Mary Ann Liebert
- Parent company: Sage Publishing
- Founded: 1980; 46 years ago
- Founder: Mary Ann Liebert
- Country of origin: United States
- Headquarters location: New Rochelle, New York
- Distribution: Worldwide
- Publication types: Academic journals, books, and trade magazines
- No. of employees: 100 (2000)
- Official website: liebertpub.com

= Mary Ann Liebert =

Company in New Rochelle, United States

Mary Ann Liebert, Inc. is a publishing company founded by its president, Mary Ann Liebert, in 1980 and a subsidiary of Sage Publishing. The company publishes peer-reviewed academic journals, books, and trade magazines in the areas of biotechnology, biomedical sciences, medical research, and life sciences; clinical medicine, surgery, and nursing; technology and engineering; environmental science; public health and policy; law, regulation, and education.

The company's headquarters is in New Rochelle, New York.

The company has been described as the first to establish a specialty in genetic engineering.

==Publications==

Eschewing traditional market research, the publisher seeks out niche topics overlooked by larger publishers. Its portfolio of more than ninety peer-reviewed journals includes:

- AIDS Research and Human Retroviruses
- Antioxidants & Redox Signaling
- Astrobiology
- Autism in Adulthood
- Breastfeeding Medicine
- Cannabis and Cannabinoid Research
- Childhood Obesity
- The CRISPR Journal
- Cyberpsychology, Behavior, and Social Networking
- DNA and Cell Biology
- Election Law Journal
- Games for Health Journal
- Genetic Engineering and Biotechnology News
- Genetic Testing and Molecular Biomarkers
- Journal of Adolescent and Young Adult Oncology
- Journal of Child and Adolescent Psychopharmacology
- Journal of Alternative and Complementary Medicine
- Journal of Computational Biology
- Journal of Correctional Health Care
- Journal of Medicinal Food
- Journal of Neurotrauma
- Journal of Palliative Medicine
- Journal of Women's Health
- LGBT Health
- Metabolic Syndrome and Related Disorders
- OMICS: A Journal of Integrative Biology
- Population Health Management
- Rejuvenation Research
- Stem Cells and Development
- Surgical Infections
- Sustainability and Climate Change
- Thyroid
- Transgender Health
- Zebrafish

Publications focused on topics outside of the medical field include Westchester Wag, which covers the social scene in Westchester County, New York, and Rinkmagazine, a skating periodical.

== History ==

The company's first publication was the Journal of Interferon Research, launched in 1981. Genetic Engineering News was launched the same year, attaining a circulation of 50,000 by 2000. The combined circulation of all titles from the publisher in 2000 was 250,000.
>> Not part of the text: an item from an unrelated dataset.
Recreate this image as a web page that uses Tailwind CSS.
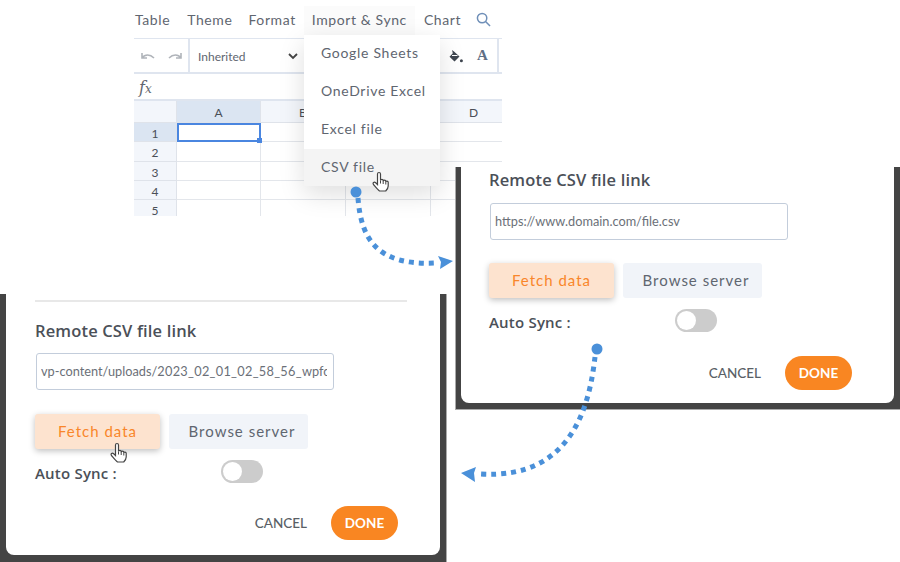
<!DOCTYPE html>
<html lang="en">
<head>
  <meta charset="UTF-8" />
  <title>CSV import</title>
  <script src="https://cdn.jsdelivr.net/npm/@tailwindcss/browser@4"></script>
</head>
<body class="bg-white font-['Lato',sans-serif] text-[#4a4f57]">
  <div class="relative w-[900px] h-[562px] overflow-hidden bg-white">

    <!-- spreadsheet -->
    <div class="absolute left-[134px] top-0 w-[368px] h-[216px] flex flex-col overflow-hidden">
      <div class="h-[39px] flex items-center gap-[17px] pl-[1px] text-[14px] tracking-[0.6px] text-[#5f6670] border-b border-[#dfe5ef]">
        <span>Table</span>
        <span>Theme</span>
        <span class="-ml-[1px]">Format</span>
        <span class="-ml-[9px] -mr-[8px] px-[8px] h-[30px] mt-[3px] pb-[2px] flex items-center bg-[#fbfbfb]">Import &amp; Sync</span>
        <span>Chart</span>
        <svg class="w-[15px] h-[15px] ml-[-2px]" viewBox="0 0 16 16" fill="none" stroke="#6f8fb8" stroke-width="1.6"><circle cx="6.500" cy="6.500" r="5"/><path d="M10.200 10.200 15 15"/></svg>
      </div>
      <div class="h-[35px] flex items-center border-b-2 border-[#dfe5ef]">
        <div class="w-[56px] h-full flex items-center pl-[7px] gap-[13px] border-r-2 border-[#dfe5ef]">
          <svg class="w-[14px] h-[8px]" viewBox="0 0 14 8" fill="none" stroke="#b0b4ba" stroke-width="1.600"><path d="M1 1v5h5M1 6c3-4 8-4 12 0"/></svg>
          <svg class="w-[14px] h-[8px]" viewBox="0 0 14 8" fill="none" stroke="#b0b4ba" stroke-width="1.600"><path d="M13 1v5H8M13 6C10 2 5 2 1 6"/></svg>
        </div>
        <div class="w-[114px] flex items-center justify-between pl-[8px] pr-[6px] pt-[2px] text-[12px] text-[#5f6670]">
          <span>Inherited</span>
          <svg class="w-[10px] h-[7px]" viewBox="0 0 10 7" fill="none" stroke="#444" stroke-width="1.800"><path d="M1 1l4 4 4-4"/></svg>
        </div>
        <div class="ml-auto mr-[3px] w-[66px] h-full flex items-center gap-[14px] pl-[16px] border-r-2 border-[#dfe5ef]">
          <svg class="w-[14px] h-[13px] mt-[1px]" viewBox="0 0 14 13"><path d="M3 0l2 1.500L10.500 6.500 5.500 11.500 .5 6.700 3.800 3.200z" fill="#3f4650"/><path d="M3 5.500h5.500" stroke="#fff" stroke-width="1"/><circle cx="12.400" cy="10.800" r="1.500" fill="#3f4650"/></svg>
          <span class="font-['Liberation_Serif',serif] text-[15px] font-bold text-[#5f6f86]">A</span>
        </div>
      </div>
      <div class="h-[27px] flex items-center pl-[5px] pt-[2px] border-b-2 border-[#dfe5ef] font-['DejaVu_Serif',serif] italic text-[#5f6670]"><span class="text-[16px]">f</span><span class="text-[12px] mt-[3px]">x</span></div>
      <div class="flex-1 grid grid-cols-[43px_84px_85px_85px_85px] grid-rows-[22px_19px_20px_19px_19px_16px] text-[12px] text-[#4a4f57] text-center">
        <div class="bg-[#f3f6fb] border-r border-b border-[#dfe3ea]"></div>
        <div class="bg-[#dbe5f2] border-r border-b border-[#dfe3ea] leading-[23px]">A</div>
        <div class="bg-[#f3f6fb] border-r border-b border-[#dfe3ea] leading-[23px]">B</div>
        <div class="bg-[#f3f6fb] border-r border-b border-[#dfe3ea] leading-[23px]">C</div>
        <div class="bg-[#f3f6fb] border-b border-[#dfe3ea] leading-[23px]">D</div>

        <div class="bg-[#dbe5f2] border-r border-b border-[#dfe3ea] leading-[21px]">1</div>
        <div class="relative border-2 border-[#4a86e0]"><span class="absolute right-[-3px] bottom-[-3px] w-[5px] h-[5px] bg-[#4a86e0]"></span></div>
        <div class="border-r border-b border-[#e3e6eb]"></div><div class="border-r border-b border-[#e3e6eb]"></div><div class="border-b border-[#e3e6eb]"></div>

        <div class="bg-[#f3f6fb] border-r border-b border-[#dfe3ea] leading-[21px]">2</div>
        <div class="border-r border-b border-[#e3e6eb]"></div><div class="border-r border-b border-[#e3e6eb]"></div><div class="border-r border-b border-[#e3e6eb]"></div><div class="border-b border-[#e3e6eb]"></div>

        <div class="bg-[#f3f6fb] border-r border-b border-[#dfe3ea] leading-[21px]">3</div>
        <div class="border-r border-b border-[#e3e6eb]"></div><div class="border-r border-b border-[#e3e6eb]"></div><div class="border-r border-b border-[#e3e6eb]"></div><div class="border-b border-[#e3e6eb]"></div>

        <div class="bg-[#f3f6fb] border-r border-b border-[#dfe3ea] leading-[21px]">4</div>
        <div class="border-r border-b border-[#e3e6eb]"></div><div class="border-r border-b border-[#e3e6eb]"></div><div class="border-r border-b border-[#e3e6eb]"></div><div class="border-b border-[#e3e6eb]"></div>

        <div class="bg-[#f3f6fb] border-r border-[#dfe3ea] leading-[21px]">5</div>
        <div class="border-r border-[#e3e6eb]"></div><div class="border-r border-[#e3e6eb]"></div><div class="border-r border-[#e3e6eb]"></div><div></div>
      </div>
    </div>

    <!-- dropdown -->
    <div class="absolute left-[304px] top-[35px] w-[136px] h-[151px] bg-white shadow-[0_8px_24px_rgba(0,0,0,0.13)] flex flex-col text-[14px] tracking-[0.7px] text-[#5f6670]">
      <div class="h-[38px] flex items-center pl-[17px] pb-[3px]">Google Sheets</div>
      <div class="h-[38px] flex items-center pl-[17px] pb-[3px]">OneDrive Excel</div>
      <div class="h-[38px] flex items-center pl-[17px] pb-[3px]">Excel file</div>
      <div class="h-[37px] flex items-center pl-[17px] pb-[2px] bg-[#f4f4f4]">CSV file</div>
    </div>

    <!-- right dialog -->
    <div class="absolute left-[455px] top-[167px] w-[445px] h-[243px] bg-[#444444] pl-[5px] pr-[6px] pb-[6px] border-b border-l border-[#aaaaaa]">
      <div class="relative w-full h-full bg-white rounded-b-[8px] pl-[28px]">
        <h3 class="pt-[3px] text-[16.500px] tracking-[0.15px] font-['Open_Sans',sans-serif] font-semibold leading-[19px] text-[#4b5058]">Remote CSV file link</h3>
        <div class="ml-[1px] mt-[14px] w-[298px] h-[37px] border border-[#c3cddb] rounded-[3px] flex items-center pl-[4px] text-[12.750px] text-[#6b7078]">https://www.domain.com/file.csv</div>
        <div class="mt-[23px] flex gap-[9px] text-[15px] tracking-[1px]">
          <div class="w-[125px] h-[35px] flex items-center justify-center rounded-[3px] bg-[#fde3cf] text-[#f9862a] shadow-[0_2px_6px_rgba(0,0,0,0.25)]">Fetch data</div>
          <div class="w-[139px] h-[35px] flex items-center justify-center pl-[7px] rounded-[3px] bg-[#f1f4f9] text-[#5f6670]">Browse server</div>
        </div>
        <div class="mt-[11px] h-[23px] flex items-center justify-between w-[228px] text-[15px] tracking-[0.2px] font-['Open_Sans',sans-serif] font-semibold text-[#4b5058]">
          <span class="pt-[3px]">Auto Sync :</span>
          <div class="w-[42px] h-[23px] rounded-full bg-[#cccccc] p-[2px]"><div class="w-[19px] h-[19px] rounded-full bg-white"></div></div>
        </div>
        <div class="absolute right-[42px] bottom-[13px] flex items-center gap-[24px]">
          <span class="text-[13.500px] font-medium text-[#5a5f66]">CANCEL</span>
          <div class="w-[67px] h-[34px] rounded-full bg-[#f98622] flex items-center justify-center text-[13.500px] font-bold text-white">DONE</div>
        </div>
      </div>
    </div>

    <!-- left dialog -->
    <div class="absolute left-0 top-[294px] w-[447px] h-[268px] bg-[#444444] pl-[6px] pr-[6px] pb-[7px] border-r border-[#aaaaaa]">
      <div class="relative w-full h-full bg-white rounded-b-[8px] pl-[29px]">
        <div class="w-[372px] pt-[6px] border-b-2 border-[#e8e8e8]"></div>
        <h3 class="pt-[19px] text-[16.500px] tracking-[0.15px] font-['Open_Sans',sans-serif] font-semibold leading-[19px] text-[#4b5058]">Remote CSV file link</h3>
        <div class="ml-[1px] mt-[13px] w-[298px] h-[37px] border border-[#c3cddb] rounded-[3px] flex items-center pl-[4px] pr-[6px] text-[12.750px] text-[#6b7078]">
          <div class="overflow-hidden whitespace-nowrap">vp-content/uploads/<span class="tracking-[0.3px]">2023_02_01_02_58_56_</span>wpfc_import</div>
        </div>
        <div class="mt-[24px] flex gap-[9px] text-[15px] tracking-[1px]">
          <div class="w-[125px] h-[35px] flex items-center justify-center rounded-[3px] bg-[#fde3cf] text-[#f9862a] shadow-[0_2px_6px_rgba(0,0,0,0.25)]">Fetch data</div>
          <div class="w-[139px] h-[35px] flex items-center justify-center pl-[7px] rounded-[3px] bg-[#f1f4f9] text-[#5f6670]">Browse server</div>
        </div>
        <div class="mt-[11px] h-[23px] flex items-center justify-between w-[228px] text-[15px] tracking-[0.2px] font-['Open_Sans',sans-serif] font-semibold text-[#4b5058]">
          <span class="pt-[3px]">Auto Sync :</span>
          <div class="w-[42px] h-[23px] rounded-full bg-[#cccccc] p-[2px]"><div class="w-[19px] h-[19px] rounded-full bg-white"></div></div>
        </div>
        <div class="absolute right-[42px] bottom-[15px] flex items-center gap-[24px]">
          <span class="text-[13.500px] font-medium text-[#5a5f66] pt-[1px]">CANCEL</span>
          <div class="w-[67px] h-[34px] rounded-full bg-[#f98622] flex items-center justify-center text-[13.500px] font-bold text-white">DONE</div>
        </div>
      </div>
    </div>

    <!-- arrows and cursors -->
    <svg class="absolute left-0 top-0 w-[900px] h-[562px] pointer-events-none" viewBox="0 0 900 562" fill="none">
      <defs>
        <g id="hand">
          <path d="M5.500 2c0-2 3-2 3 0v6.500c0-1.600 2.700-1.600 2.700 0v.7c0-1.500 2.600-1.500 2.600 0v.8c0-1.300 2.400-1.300 2.400.3v3.700c0 2.500-1.500 4-2.500 5H7.500C6 18 4 15.500 1.500 12.500c-1.300-1.600.7-3 2.200-1.700L5.500 12.500z" fill="#fff" stroke="#444" stroke-width="1.200"/>
          <path d="M8.500 8.500v3M11.200 9v3M13.800 10v2.500" stroke="#444" stroke-width="1"/>
        </g>
      </defs>
      <circle cx="356" cy="192" r="5.500" fill="#4a90d9"/>
      <path d="M358 198C361 238 376 266 436 263" stroke="#4a90d9" stroke-width="5" stroke-dasharray="5 5"/>
      <path d="M453 261 438 256 441 262 440 269z" fill="#4a90d9"/>
      <circle cx="597" cy="349" r="5.500" fill="#4a90d9"/>
      <path d="M595 357C590 400 575 480 480 474" stroke="#4a90d9" stroke-width="5" stroke-dasharray="5 5"/>
      <path d="M461 473 476 467 474 473 475 482z" fill="#4a90d9"/>
      <use href="#hand" transform="translate(372 172)"/>
      <use href="#hand" transform="translate(110 443)"/>
    </svg>
  </div>
</body>
</html>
The company's top five publications by revenue as of 2000 were Genetic Engineering News (50,000), Westchester Wag (50,000), Journal of Women's Health and Gender-Based Medicine (5,000), Human Gene Therapy (2,300), and AIDS Research and Human Retrovirus (2,150).

In February 2018, the company launched The CRISPR Journal, a bimonthly journal devoted to research advances and commentary in the field of CRISPR and genome editing.

In December 2024, Mary Ann Liebert, Inc. was acquired by Sage Publishing. Journals would continue to be published under the Mary Ann Liebert name.